[DATASET CONTENT start]

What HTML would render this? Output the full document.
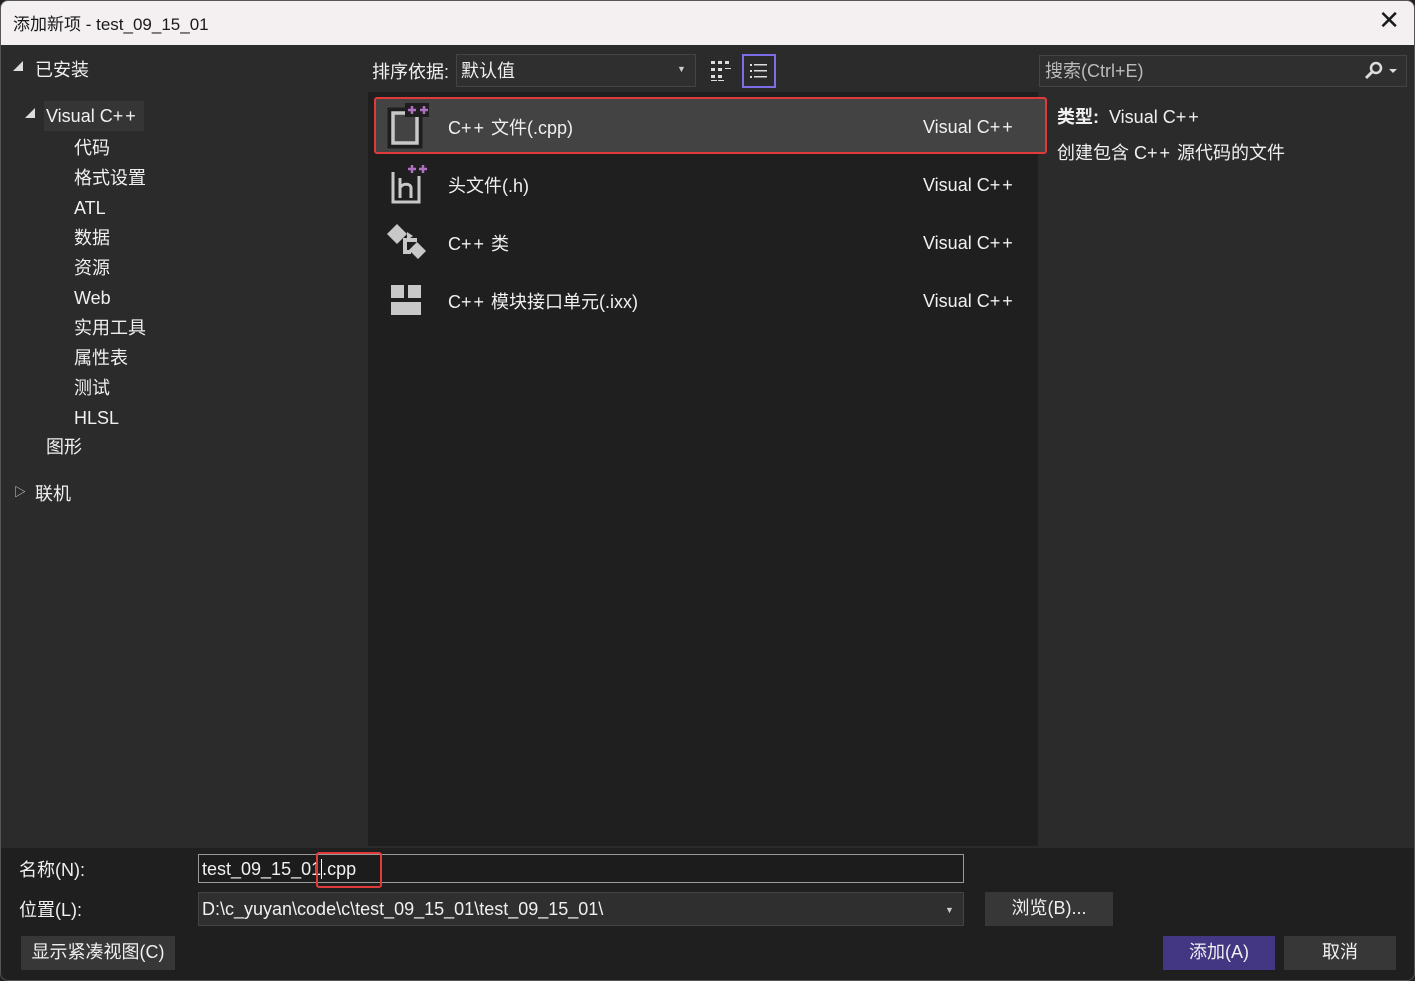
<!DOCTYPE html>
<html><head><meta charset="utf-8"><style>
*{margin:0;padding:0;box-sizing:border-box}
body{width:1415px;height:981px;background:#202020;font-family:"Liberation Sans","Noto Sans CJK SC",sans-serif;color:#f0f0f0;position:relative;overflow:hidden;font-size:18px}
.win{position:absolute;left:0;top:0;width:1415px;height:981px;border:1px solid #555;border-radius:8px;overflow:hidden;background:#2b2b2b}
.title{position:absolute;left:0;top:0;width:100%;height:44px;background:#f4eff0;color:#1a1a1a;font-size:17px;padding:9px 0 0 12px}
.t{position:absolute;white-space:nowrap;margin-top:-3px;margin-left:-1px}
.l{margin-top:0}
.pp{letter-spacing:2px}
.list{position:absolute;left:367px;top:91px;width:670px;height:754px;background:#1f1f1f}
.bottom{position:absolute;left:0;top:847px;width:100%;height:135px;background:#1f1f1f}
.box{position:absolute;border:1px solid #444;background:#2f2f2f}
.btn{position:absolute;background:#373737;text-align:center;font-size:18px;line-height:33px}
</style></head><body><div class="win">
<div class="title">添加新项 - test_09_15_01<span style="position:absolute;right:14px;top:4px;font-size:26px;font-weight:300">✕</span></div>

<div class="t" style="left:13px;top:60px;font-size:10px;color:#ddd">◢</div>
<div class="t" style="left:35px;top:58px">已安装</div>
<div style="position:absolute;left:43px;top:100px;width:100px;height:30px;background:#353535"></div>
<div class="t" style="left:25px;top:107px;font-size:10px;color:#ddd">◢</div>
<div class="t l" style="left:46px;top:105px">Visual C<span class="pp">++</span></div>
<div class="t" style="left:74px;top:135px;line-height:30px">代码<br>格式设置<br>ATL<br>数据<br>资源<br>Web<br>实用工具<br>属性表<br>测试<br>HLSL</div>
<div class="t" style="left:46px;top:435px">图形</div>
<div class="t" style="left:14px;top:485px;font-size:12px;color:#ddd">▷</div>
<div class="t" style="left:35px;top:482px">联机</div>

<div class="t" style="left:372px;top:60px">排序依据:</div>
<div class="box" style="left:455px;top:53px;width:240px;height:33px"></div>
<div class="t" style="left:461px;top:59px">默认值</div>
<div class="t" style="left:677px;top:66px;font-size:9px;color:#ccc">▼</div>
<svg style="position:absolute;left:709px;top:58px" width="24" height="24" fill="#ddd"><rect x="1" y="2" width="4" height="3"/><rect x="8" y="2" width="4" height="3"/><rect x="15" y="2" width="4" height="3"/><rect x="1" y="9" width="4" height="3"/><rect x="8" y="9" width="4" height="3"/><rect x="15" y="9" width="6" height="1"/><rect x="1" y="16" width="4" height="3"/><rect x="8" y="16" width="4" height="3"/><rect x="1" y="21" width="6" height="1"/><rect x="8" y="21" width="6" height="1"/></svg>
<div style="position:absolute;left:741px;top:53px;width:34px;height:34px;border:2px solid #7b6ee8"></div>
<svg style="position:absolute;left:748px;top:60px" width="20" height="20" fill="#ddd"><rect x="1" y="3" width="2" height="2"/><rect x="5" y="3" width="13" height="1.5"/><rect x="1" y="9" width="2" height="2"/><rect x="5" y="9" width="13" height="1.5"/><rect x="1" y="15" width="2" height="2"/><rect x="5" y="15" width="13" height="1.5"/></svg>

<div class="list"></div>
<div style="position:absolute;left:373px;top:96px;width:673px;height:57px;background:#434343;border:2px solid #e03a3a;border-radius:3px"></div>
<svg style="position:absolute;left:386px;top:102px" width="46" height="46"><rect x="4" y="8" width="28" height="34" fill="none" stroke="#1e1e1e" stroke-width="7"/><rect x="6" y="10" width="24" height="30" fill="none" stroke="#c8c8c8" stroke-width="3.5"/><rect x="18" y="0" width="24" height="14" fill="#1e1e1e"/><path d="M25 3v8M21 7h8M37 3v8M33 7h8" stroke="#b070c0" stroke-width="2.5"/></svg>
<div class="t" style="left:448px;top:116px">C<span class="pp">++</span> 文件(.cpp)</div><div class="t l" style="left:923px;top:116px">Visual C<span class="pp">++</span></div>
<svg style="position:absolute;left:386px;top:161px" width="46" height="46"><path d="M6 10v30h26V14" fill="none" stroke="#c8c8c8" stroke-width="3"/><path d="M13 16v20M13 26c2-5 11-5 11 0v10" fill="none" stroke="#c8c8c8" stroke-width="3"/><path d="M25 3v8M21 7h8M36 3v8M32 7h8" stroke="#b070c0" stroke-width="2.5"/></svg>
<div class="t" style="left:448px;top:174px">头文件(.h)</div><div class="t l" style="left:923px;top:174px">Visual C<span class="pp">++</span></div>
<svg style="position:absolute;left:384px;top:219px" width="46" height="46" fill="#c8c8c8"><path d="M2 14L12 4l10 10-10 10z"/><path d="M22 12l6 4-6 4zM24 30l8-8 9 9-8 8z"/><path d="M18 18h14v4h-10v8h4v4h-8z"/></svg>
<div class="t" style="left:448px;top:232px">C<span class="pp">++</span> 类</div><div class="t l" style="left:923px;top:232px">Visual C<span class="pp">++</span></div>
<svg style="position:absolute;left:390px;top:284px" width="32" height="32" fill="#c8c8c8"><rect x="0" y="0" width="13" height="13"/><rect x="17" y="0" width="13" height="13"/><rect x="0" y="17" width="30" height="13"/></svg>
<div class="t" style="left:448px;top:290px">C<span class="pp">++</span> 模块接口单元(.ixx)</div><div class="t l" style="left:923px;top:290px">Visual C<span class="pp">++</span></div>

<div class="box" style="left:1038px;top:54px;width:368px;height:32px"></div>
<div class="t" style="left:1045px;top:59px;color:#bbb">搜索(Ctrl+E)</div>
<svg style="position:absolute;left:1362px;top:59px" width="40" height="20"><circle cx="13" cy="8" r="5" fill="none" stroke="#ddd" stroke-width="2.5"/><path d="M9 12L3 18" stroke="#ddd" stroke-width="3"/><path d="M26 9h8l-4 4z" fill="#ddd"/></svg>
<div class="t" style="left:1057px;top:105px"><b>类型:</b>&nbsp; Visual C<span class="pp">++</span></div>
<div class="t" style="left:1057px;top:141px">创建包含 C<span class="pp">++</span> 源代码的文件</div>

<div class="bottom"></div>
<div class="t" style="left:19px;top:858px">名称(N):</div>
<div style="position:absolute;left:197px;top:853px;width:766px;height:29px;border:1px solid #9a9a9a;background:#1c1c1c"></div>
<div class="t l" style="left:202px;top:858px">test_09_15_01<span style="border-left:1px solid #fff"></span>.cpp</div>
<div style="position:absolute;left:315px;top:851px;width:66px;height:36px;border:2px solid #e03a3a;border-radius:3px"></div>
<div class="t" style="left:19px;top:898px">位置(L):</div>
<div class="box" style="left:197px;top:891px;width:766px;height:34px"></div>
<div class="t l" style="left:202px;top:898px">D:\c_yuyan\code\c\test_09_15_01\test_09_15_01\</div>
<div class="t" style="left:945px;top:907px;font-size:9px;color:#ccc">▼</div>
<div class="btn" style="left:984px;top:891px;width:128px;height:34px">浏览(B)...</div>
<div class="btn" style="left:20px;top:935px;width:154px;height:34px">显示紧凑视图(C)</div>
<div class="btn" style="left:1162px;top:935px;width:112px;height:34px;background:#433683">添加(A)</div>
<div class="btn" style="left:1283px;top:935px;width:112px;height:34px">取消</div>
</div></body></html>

[DATASET CONTENT end]

** BRIEF **
Retype the data above exactly; pictures are not part of the copy.

** TASK RESPONSE **
What HTML would render this? Output the full document.
<!DOCTYPE html>
<html><head><meta charset="utf-8"><style>
*{margin:0;padding:0;box-sizing:border-box}
body{width:1415px;height:981px;background:#202020;font-family:"Liberation Sans","Noto Sans CJK SC",sans-serif;color:#f0f0f0;position:relative;overflow:hidden;font-size:18px}
.win{position:absolute;left:0;top:0;width:1415px;height:981px;border:1px solid #555;border-radius:8px;overflow:hidden;background:#2b2b2b}
.title{position:absolute;left:0;top:0;width:100%;height:44px;background:#f4eff0;color:#1a1a1a;font-size:17px;padding:9px 0 0 12px}
.t{position:absolute;white-space:nowrap;margin-top:-3px;margin-left:-1px}
.l{margin-top:0}
.pp{letter-spacing:2px}
.list{position:absolute;left:367px;top:91px;width:670px;height:754px;background:#1f1f1f}
.bottom{position:absolute;left:0;top:847px;width:100%;height:135px;background:#1f1f1f}
.box{position:absolute;border:1px solid #444;background:#2f2f2f}
.btn{position:absolute;background:#373737;text-align:center;font-size:18px;line-height:33px}
</style></head><body><div class="win">
<div class="title">添加新项 - test_09_15_01<span style="position:absolute;right:14px;top:4px;font-size:26px;font-weight:300">✕</span></div>

<div class="t" style="left:13px;top:60px;font-size:10px;color:#ddd">◢</div>
<div class="t" style="left:35px;top:58px">已安装</div>
<div style="position:absolute;left:43px;top:100px;width:100px;height:30px;background:#353535"></div>
<div class="t" style="left:25px;top:107px;font-size:10px;color:#ddd">◢</div>
<div class="t l" style="left:46px;top:105px">Visual C<span class="pp">++</span></div>
<div class="t" style="left:74px;top:135px;line-height:30px">代码<br>格式设置<br>ATL<br>数据<br>资源<br>Web<br>实用工具<br>属性表<br>测试<br>HLSL</div>
<div class="t" style="left:46px;top:435px">图形</div>
<div class="t" style="left:14px;top:485px;font-size:12px;color:#ddd">▷</div>
<div class="t" style="left:35px;top:482px">联机</div>

<div class="t" style="left:372px;top:60px">排序依据:</div>
<div class="box" style="left:455px;top:53px;width:240px;height:33px"></div>
<div class="t" style="left:461px;top:59px">默认值</div>
<div class="t" style="left:677px;top:66px;font-size:9px;color:#ccc">▼</div>
<svg style="position:absolute;left:709px;top:58px" width="24" height="24" fill="#ddd"><rect x="1" y="2" width="4" height="3"/><rect x="8" y="2" width="4" height="3"/><rect x="15" y="2" width="4" height="3"/><rect x="1" y="9" width="4" height="3"/><rect x="8" y="9" width="4" height="3"/><rect x="15" y="9" width="6" height="1"/><rect x="1" y="16" width="4" height="3"/><rect x="8" y="16" width="4" height="3"/><rect x="1" y="21" width="6" height="1"/><rect x="8" y="21" width="6" height="1"/></svg>
<div style="position:absolute;left:741px;top:53px;width:34px;height:34px;border:2px solid #7b6ee8"></div>
<svg style="position:absolute;left:748px;top:60px" width="20" height="20" fill="#ddd"><rect x="1" y="3" width="2" height="2"/><rect x="5" y="3" width="13" height="1.5"/><rect x="1" y="9" width="2" height="2"/><rect x="5" y="9" width="13" height="1.5"/><rect x="1" y="15" width="2" height="2"/><rect x="5" y="15" width="13" height="1.5"/></svg>

<div class="list"></div>
<div style="position:absolute;left:373px;top:96px;width:673px;height:57px;background:#434343;border:2px solid #e03a3a;border-radius:3px"></div>
<svg style="position:absolute;left:386px;top:102px" width="46" height="46"><rect x="4" y="8" width="28" height="34" fill="none" stroke="#1e1e1e" stroke-width="7"/><rect x="6" y="10" width="24" height="30" fill="none" stroke="#c8c8c8" stroke-width="3.5"/><rect x="18" y="0" width="24" height="14" fill="#1e1e1e"/><path d="M25 3v8M21 7h8M37 3v8M33 7h8" stroke="#b070c0" stroke-width="2.5"/></svg>
<div class="t" style="left:448px;top:116px">C<span class="pp">++</span> 文件(.cpp)</div><div class="t l" style="left:923px;top:116px">Visual C<span class="pp">++</span></div>
<svg style="position:absolute;left:386px;top:161px" width="46" height="46"><path d="M6 10v30h26V14" fill="none" stroke="#c8c8c8" stroke-width="3"/><path d="M13 16v20M13 26c2-5 11-5 11 0v10" fill="none" stroke="#c8c8c8" stroke-width="3"/><path d="M25 3v8M21 7h8M36 3v8M32 7h8" stroke="#b070c0" stroke-width="2.5"/></svg>
<div class="t" style="left:448px;top:174px">头文件(.h)</div><div class="t l" style="left:923px;top:174px">Visual C<span class="pp">++</span></div>
<svg style="position:absolute;left:384px;top:219px" width="46" height="46" fill="#c8c8c8"><path d="M2 14L12 4l10 10-10 10z"/><path d="M22 12l6 4-6 4zM24 30l8-8 9 9-8 8z"/><path d="M18 18h14v4h-10v8h4v4h-8z"/></svg>
<div class="t" style="left:448px;top:232px">C<span class="pp">++</span> 类</div><div class="t l" style="left:923px;top:232px">Visual C<span class="pp">++</span></div>
<svg style="position:absolute;left:390px;top:284px" width="32" height="32" fill="#c8c8c8"><rect x="0" y="0" width="13" height="13"/><rect x="17" y="0" width="13" height="13"/><rect x="0" y="17" width="30" height="13"/></svg>
<div class="t" style="left:448px;top:290px">C<span class="pp">++</span> 模块接口单元(.ixx)</div><div class="t l" style="left:923px;top:290px">Visual C<span class="pp">++</span></div>

<div class="box" style="left:1038px;top:54px;width:368px;height:32px"></div>
<div class="t" style="left:1045px;top:59px;color:#bbb">搜索(Ctrl+E)</div>
<svg style="position:absolute;left:1362px;top:59px" width="40" height="20"><circle cx="13" cy="8" r="5" fill="none" stroke="#ddd" stroke-width="2.5"/><path d="M9 12L3 18" stroke="#ddd" stroke-width="3"/><path d="M26 9h8l-4 4z" fill="#ddd"/></svg>
<div class="t" style="left:1057px;top:105px"><b>类型:</b>&nbsp; Visual C<span class="pp">++</span></div>
<div class="t" style="left:1057px;top:141px">创建包含 C<span class="pp">++</span> 源代码的文件</div>

<div class="bottom"></div>
<div class="t" style="left:19px;top:858px">名称(N):</div>
<div style="position:absolute;left:197px;top:853px;width:766px;height:29px;border:1px solid #9a9a9a;background:#1c1c1c"></div>
<div class="t l" style="left:202px;top:858px">test_09_15_01<span style="border-left:1px solid #fff"></span>.cpp</div>
<div style="position:absolute;left:315px;top:851px;width:66px;height:36px;border:2px solid #e03a3a;border-radius:3px"></div>
<div class="t" style="left:19px;top:898px">位置(L):</div>
<div class="box" style="left:197px;top:891px;width:766px;height:34px"></div>
<div class="t l" style="left:202px;top:898px">D:\c_yuyan\code\c\test_09_15_01\test_09_15_01\</div>
<div class="t" style="left:945px;top:907px;font-size:9px;color:#ccc">▼</div>
<div class="btn" style="left:984px;top:891px;width:128px;height:34px">浏览(B)...</div>
<div class="btn" style="left:20px;top:935px;width:154px;height:34px">显示紧凑视图(C)</div>
<div class="btn" style="left:1162px;top:935px;width:112px;height:34px;background:#433683">添加(A)</div>
<div class="btn" style="left:1283px;top:935px;width:112px;height:34px">取消</div>
</div></body></html>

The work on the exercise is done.